Last summer, Mark McKinnon, the former chief media adviser to George W. Bush, and now a top aide to John McCain’s presidential campaign, admitted that he liked Obama so much, he wouldn’t create negative ads against him if the Illinois senator became the Democratic nominee.
Of course, that was easy to say at the time. Over the summer, McCain’s campaign was in deep trouble, and Obama still seemed like a relative long-shot. Given that we’re talking about a top-tier politico who was Bush’s top media guy, I assumed he’d come up with some excuse to change his mind.
But lo and behold, McKinnon seems to have meant it.
A top adviser to John McCain said Wednesday that he will step down from the Arizona senator’s presidential campaign if the presumed GOP nominee faces Sen. Barack Obama, D-Ill., in the general election.
“I would simply be uncomfortable being in a campaign that would be inevitably attacking Barack Obama,” said McCain adviser Mark McKinnon in an interview with NPR’s “All Things Considered.” “I think it would be uncomfortable for me, and I think it would be bad for the McCain campaign.”

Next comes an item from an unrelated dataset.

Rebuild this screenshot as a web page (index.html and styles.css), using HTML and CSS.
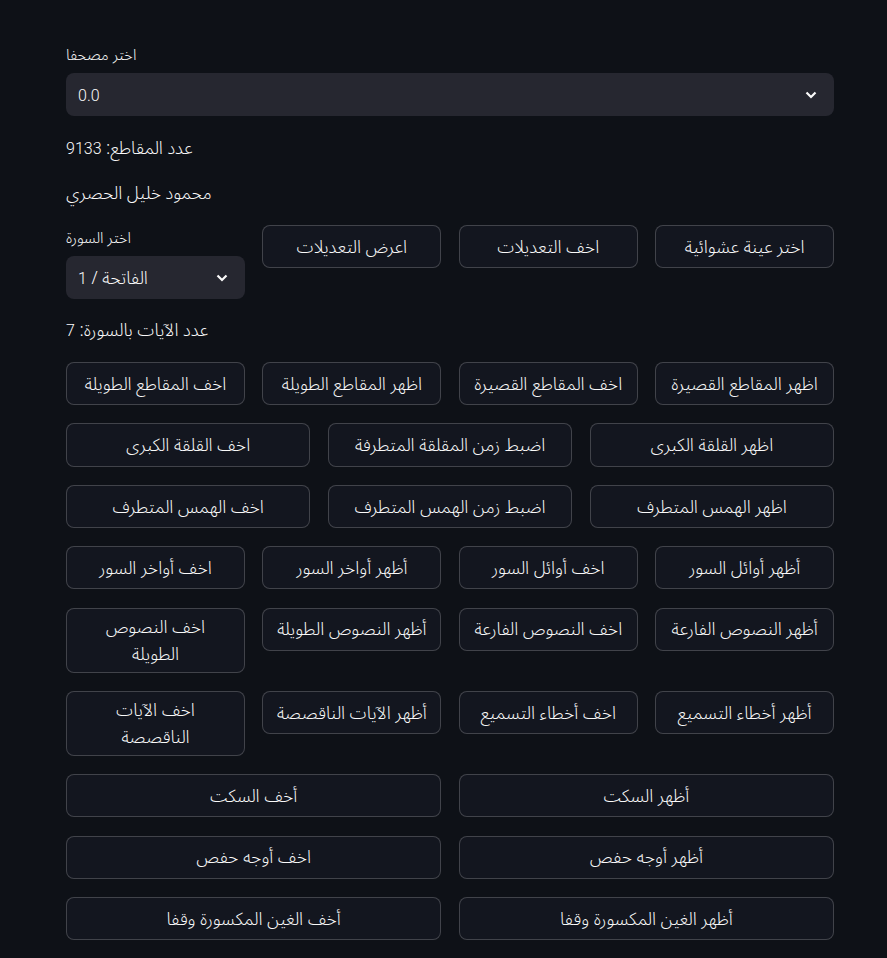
FILE: index.html
```html
<!DOCTYPE html>
<html lang="ar">
<head>
<meta charset="utf-8">
<link rel="stylesheet" href="styles.css">
</head>
<body>
<main class="main">
  <label class="label">اختر مصحفا</label>
  <div class="select select-top">
    <span class="select-value"><span class="num">0.0</span></span>
    <svg class="chev" width="12" height="8" viewBox="0 0 12 8"><path d="M1.5 1.5 L6 6 L10.5 1.5" fill="none" stroke="#fafafa" stroke-width="2.2"/></svg>
  </div>
  <p class="text t1">عدد المقاطع: <span class="num">9133</span></p>
  <p class="text t2">محمود خليل الحصري</p>

  <div class="row cols4 row-first">
    <div class="selcol">
      <label class="label label-small">اختر السورة</label>
      <div class="select">
        <span class="select-value">الفاتحة / <span class="num">1</span></span>
        <svg class="chev" width="12" height="8" viewBox="0 0 12 8"><path d="M1.5 1.5 L6 6 L10.5 1.5" fill="none" stroke="#fafafa" stroke-width="2.2"/></svg>
      </div>
    </div>
    <button class="btn">اعرض التعديلات</button>
    <button class="btn">اخف التعديلات</button>
    <button class="btn">اختر عينة عشوائية</button>
  </div>

  <p class="text t3">عدد الآيات بالسورة: <span class="num">7</span></p>

  <div class="stack">
    <div class="row cols4">
      <button class="btn">اخف المقاطع الطويلة</button>
      <button class="btn">اظهر المقاطع الطويلة</button>
      <button class="btn">اخف المقاطع القصيرة</button>
      <button class="btn">اظهر المقاطع القصيرة</button>
    </div>
    <div class="row cols3">
      <button class="btn">اخف القلقة الكبرى</button>
      <button class="btn">اضبط زمن المقلقة المتطرفة</button>
      <button class="btn">اظهر القلقة الكبرى</button>
    </div>
    <div class="row cols3">
      <button class="btn">اخف الهمس المتطرف</button>
      <button class="btn">اضبط زمن الهمس المتطرف</button>
      <button class="btn">اظهر الهمس المتطرف</button>
    </div>
    <div class="row cols4">
      <button class="btn">اخف أواخر السور</button>
      <button class="btn">أظهر أواخر السور</button>
      <button class="btn">اخف أوائل السور</button>
      <button class="btn">أظهر أوائل السور</button>
    </div>
    <div class="row cols4">
      <button class="btn">اخف النصوص<br>الطويلة</button>
      <button class="btn">أظهر النصوص الطويلة</button>
      <button class="btn">اخف النصوص الفارعة</button>
      <button class="btn">أظهر النصوص الفارعة</button>
    </div>
    <div class="row cols4">
      <button class="btn">اخف الآيات<br>الناقصصة</button>
      <button class="btn">أظهر الآيات الناقصصة</button>
      <button class="btn">اخف أخطاء التسميع</button>
      <button class="btn">أظهر أخطاء التسميع</button>
    </div>
    <div class="row cols2">
      <button class="btn">أخف السكت</button>
      <button class="btn">أظهر السكت</button>
    </div>
    <div class="row cols2">
      <button class="btn">اخف أوجه حفص</button>
      <button class="btn">أظهر أوجه حفص</button>
    </div>
    <div class="row cols2">
      <button class="btn">أخف الغين المكسورة وقفا</button>
      <button class="btn">أظهر الغين المكسورة وقفا</button>
    </div>
  </div>
</main>
</body>
</html>
```

FILE: styles.css
```css
html, body {
  margin: 0;
  padding: 0;
  background: #0e1117;
  color: #fafafa;
  font-family: "Noto Sans Arabic", "Noto Sans", sans-serif;
  font-size: 17.5px;
  font-weight: 300;
}

.main {
  width: 768px;
  margin-left: 66px;
  padding-top: 45px;
  display: flex;
  flex-direction: column;
}

.num {
  font-family: Roboto, "Noto Sans", sans-serif;
  font-size: 16px;
  font-weight: 300;
}

.label {
  display: block;
  font-size: 15px;
  line-height: 21px;
  padding-bottom: 7px;
}

.label-small {
  margin-top: 3px;
}

.select {
  height: 43px;
  box-sizing: border-box;
  background: #262730;
  border-radius: 8px;
  display: flex;
  align-items: center;
  justify-content: space-between;
  padding: 0 17px 0 12px;
}

.select-value {
  line-height: 24px;
  padding-top: 2px;
}

.chev {
  display: block;
}

.text {
  margin: 0;
  line-height: 24px;
  padding-top: 1px;
}

.t1 { margin-top: 20px; }
.t2 { margin-top: 20px; }
.t3 { margin-top: 19px; }

.row {
  display: grid;
  gap: 17.6px;
  align-items: start;
}

.row-first { margin-top: 19px; }

.cols4 { grid-template-columns: repeat(4, 1fr); }
.cols3 { grid-template-columns: repeat(3, 1fr); }
.cols2 { grid-template-columns: repeat(2, 1fr); }

.stack {
  margin-top: 19px;
  display: flex;
  flex-direction: column;
  gap: 18.2px;
}

.btn {
  min-height: 43.2px;
  box-sizing: border-box;
  background: #13161f;
  color: #fafafa;
  border: 1px solid rgba(250, 250, 250, 0.2);
  border-radius: 8px;
  padding: 5px 8px 3px;
  font-family: inherit;
  font-size: 17.5px;
  font-weight: 300;
  line-height: 27.6px;
  text-align: center;
  width: 100%;
}
```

McKinnon, who was a Democrat before serving as President Bush’s ad maker in 2000 and 2004, said that he plans to be behind McCain “100 percent” no matter who the Democratic nominee is. He explained, however, that if the Democrats nominate Obama, he will be supporting McCain “from the sidelines.”
I have to admit, this is just not normal. I can’t think of a comparable example of a major candidate’s key advisor stepping down because he or she liked the other party’s candidate so much.
I have two quick questions, though:
1. Why would McCain hire a media advisor who was prepared to quit if Obama became the Democratic nominee?
2. Why would McKinnon go to work for McCain if he were prepared to quit if Obama became the Democratic nominee?
I suspect the answer to both is the same: they assumed Clinton would get the nod and this wouldn’t be an issue.
As for conservatives, this story apparently is yet another reason for the right to distrust McCain. Here’s an item from one far-right blogger:
If these are the kind of people that John McCain has surrounded himself with, we are in for BIG trouble. […]
If I am John McCain, I fire this weasel and throw him and his ugly hats out of my campaign office RIGHT NOW.
That seems unlikely, but it’s an interesting story, isn’t it?